Pomiuk's wound never healed—he could not run about, nor walk, nor even stand. His mother had to carry him everywhere. In Newfoundland the fishermen and the sealers, desperately poor as they were, took them into their bare cabins, and gave them bread and tea taken from the mouths of their own hungry children.
Dr. Frederick Cook, creation's champion liar, did a golden deed for which the Recording Angel should give him a good mark in the Book of Life. He made room for several of the Eskimo on his journey to the Labrador coast: and fishing-schooners took the rest of the survivors.
Imagine how happy Pomiuk was, in spite of the pain in his hip, when he thought of crawling back into the mouth of his own snow house again, and rubbing noses with his father once more!
But when the mother and the child were put ashore at Nachoak Bay—they were told that the father's spirit was at play with the rest among the northern lights. In this world they would not see him again. He had been murdered while his wife and child were in Chicago.
It was at that dark hour that Dr. Grenfell came into his life.
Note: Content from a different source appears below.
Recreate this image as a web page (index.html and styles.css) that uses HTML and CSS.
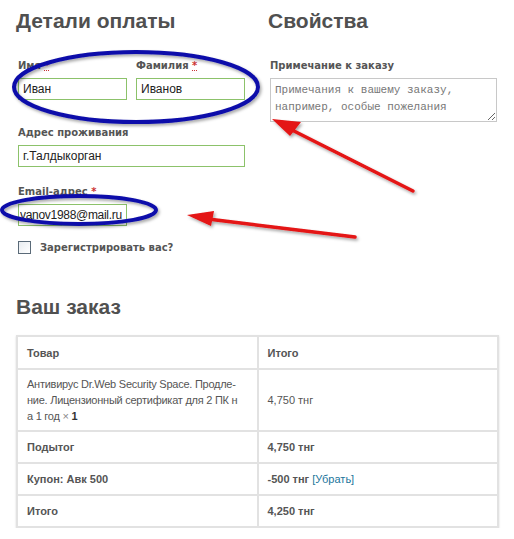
FILE: index.html
```html
<!DOCTYPE html>
<html lang="ru">
  <head>
    <meta charset="UTF-8" />
    <title>Оформление заказа</title>
    <link rel="stylesheet" href="styles.css">
  </head>
  <body>
    <div class="page">
      <!-- Billing + extra fields -->
      <div class="columns">
        <section class="col">
          <h3>Детали оплаты</h3>
          <div class="pair">
            <div class="field">
              <label>Имя <abbr>*</abbr></label>
              <input type="text" value="Иван" />
            </div>
            <div class="field">
              <label>Фамилия <abbr>*</abbr></label>
              <input type="text" value="Иванов" />
            </div>
          </div>
          <div class="field">
            <label>Адрес проживания</label>
            <input type="text" value="г.Талдыкорган" />
          </div>
          <div class="field half">
            <label>Email-адрес <abbr>*</abbr></label>
            <input type="text" class="tight" value="vanov1988@mail.ru" />
          </div>
          <div class="check">
            <span class="box"></span>
            <span>Зарегистрировать вас?</span>
          </div>
        </section>
        <section class="col">
          <h3>Свойства</h3>
          <div class="field">
            <label>Примечание к заказу</label>
            <textarea placeholder="Примечания к вашему заказу, например, особые пожелания"></textarea>
          </div>
        </section>
      </div>

      <!-- Order review -->
      <h3 class="order-title">Ваш заказ</h3>
      <table class="order">
        <thead>
          <tr>
            <th>Товар</th>
            <th>Итого</th>
          </tr>
        </thead>
        <tbody>
          <tr class="item">
            <td>
              <span class="line">Антивирус Dr.Web Security Space. Продле-</span>
              <span class="line">ние. Лицензионный сертификат для 2 ПК н</span>
              <span class="line">а 1 год <span class="qty">&times; <b>1</b></span></span>
            </td>
            <td>4,750 тнг</td>
          </tr>
        </tbody>
        <tfoot>
          <tr>
            <th>Подытог</th>
            <th>4,750 тнг</th>
          </tr>
          <tr>
            <th>Купон: Авк 500</th>
            <th>-500 тнг <a href="#">[Убрать]</a></th>
          </tr>
          <tr>
            <th>Итого</th>
            <th>4,250 тнг</th>
          </tr>
        </tfoot>
      </table>

      <!-- Hand-drawn annotations -->
      <svg class="marks" width="514" height="539" viewBox="0 0 514 539">
        <defs>
          <filter id="shade" x="-10%" y="-10%" width="130%" height="140%">
            <feDropShadow dx="1.5" dy="2" stdDeviation="1.5" flood-color="#000" flood-opacity="0.35" />
          </filter>
        </defs>
        <g filter="url(#shade)">
          <ellipse cx="136" cy="87" rx="122" ry="35" fill="none" stroke="#1111aa" stroke-width="4" />
          <ellipse cx="79" cy="210" rx="77" ry="14" fill="none" stroke="#1111aa" stroke-width="4" />
          <line x1="413" y1="191" x2="292" y2="130" stroke="#e41313" stroke-width="3.5" stroke-linecap="round" />
          <polygon points="272,119 301,122 290,136" fill="#e41313" />
          <line x1="355" y1="237" x2="208" y2="219" stroke="#e41313" stroke-width="3.5" stroke-linecap="round" />
          <polygon points="187,215 214,211 211,226" fill="#e41313" />
        </g>
      </svg>
    </div>
  </body>
</html>
```

FILE: styles.css
```css
body {
  margin: 0;
  background: #ffffff;
  font-family: "Liberation Sans", Arial, sans-serif;
  color: #555555;
}
.page {
  position: relative;
  width: 483px;
  padding: 0 15px 0 16px;
}
h3 {
  margin: 0;
  font-size: 21px;
  font-weight: bold;
  color: #505050;
}
.columns {
  display: flex;
  column-gap: 25px;
  padding: 9px 0 0 2px;
}
.col {
  width: 227px;
}
.col h3 {
  height: 51px;
  margin-left: -2px;
}
.pair {
  display: flex;
  column-gap: 9px;
  margin-bottom: 27px;
}
.pair .field {
  flex: 1;
  margin-bottom: 0;
}
.field {
  margin-bottom: 19px;
}
.field.half {
  width: 109px;
  margin-bottom: 15px;
}
.field label {
  display: block;
  height: 12px;
  margin: 0 0 6px;
  font-family: "DejaVu Sans", Verdana, sans-serif;
  font-size: 10px;
  font-weight: bold;
  color: #555555;
}
.field abbr {
  color: #cc3333;
  text-decoration: underline dotted;
}
.field input {
  display: block;
  box-sizing: border-box;
  width: 100%;
  height: 22px;
  padding: 0 4px;
  border: 1px solid #8cc26a;
  font-family: "Liberation Sans", Arial, sans-serif;
  font-size: 12px;
  color: #222222;
  outline: none;
}
.field input.tight {
  padding: 0 1px;
  letter-spacing: -0.3px;
}
.field textarea {
  display: block;
  box-sizing: border-box;
  width: 100%;
  height: 44px;
  padding: 3px 4px;
  border: 1px solid #c8c8c8;
  font-family: "Liberation Mono", "Courier New", monospace;
  font-size: 11px;
  line-height: 17px;
  resize: vertical;
}
.field textarea::placeholder {
  color: #777777;
}
.check {
  display: flex;
  align-items: center;
  column-gap: 9px;
  font-family: "DejaVu Sans", Verdana, sans-serif;
  font-size: 10px;
  font-weight: bold;
}
.check .box {
  width: 11px;
  height: 11px;
  border: 1px solid #5a6a78;
  background: linear-gradient(135deg, #e8ecf0, #ffffff);
}
.order-title {
  margin: 41px 0 16px;
}
.order {
  width: 100%;
  border-collapse: collapse;
  table-layout: fixed;
  box-shadow: 0 1px 2px rgba(0, 0, 0, 0.15);
  font-size: 11px;
  color: #555555;
}
.order th,
.order td {
  padding: 0 9px;
  border: 2px solid #e2e2e2;
  text-align: left;
  vertical-align: middle;
}
.order th {
  height: 30px;
  font-family: "Liberation Sans", Arial, sans-serif;
  font-size: 11px;
  font-weight: bold;
}
.order thead th {
  height: 31px;
}
.order .item td {
  height: 60px;
  line-height: 16px;
}
.order .line {
  display: block;
  white-space: nowrap;
  letter-spacing: -0.25px;
}
.order .qty {
  color: #888888;
}
.order .qty b {
  color: #333333;
}
.order a {
  font-weight: normal;
  color: #21759b;
  text-decoration: none;
}
.marks {
  position: absolute;
  top: 0;
  left: 0;
  pointer-events: none;
}
```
Grenfell found the poor little boy, who had earned so much money, and brought so much glory to his tribe, lying naked on the rocks beside the hut. The mother had married again, and gone off "over the mountains" with the other children, leaving her crippled son to the tender mercy of the neighbors. It was indeed a "come-down" in the world for a "prince," whose father was a "king" among his fellows. It was deemed best to send Pomiuk south on the little hospital steamer with the Doctor. The Doctor could fix him up, if anybody could, and moreover—this was the clinching argument—he was "no good fishing." So the next day found Pomiuk bound south, clasping his only worldly possession—a letter from a clergyman of Andover, Massachusetts. There was a photograph with it. If you asked Pomiuk what he had there, he would turn on that magic smile and show you the picture, and say: "Me love even him."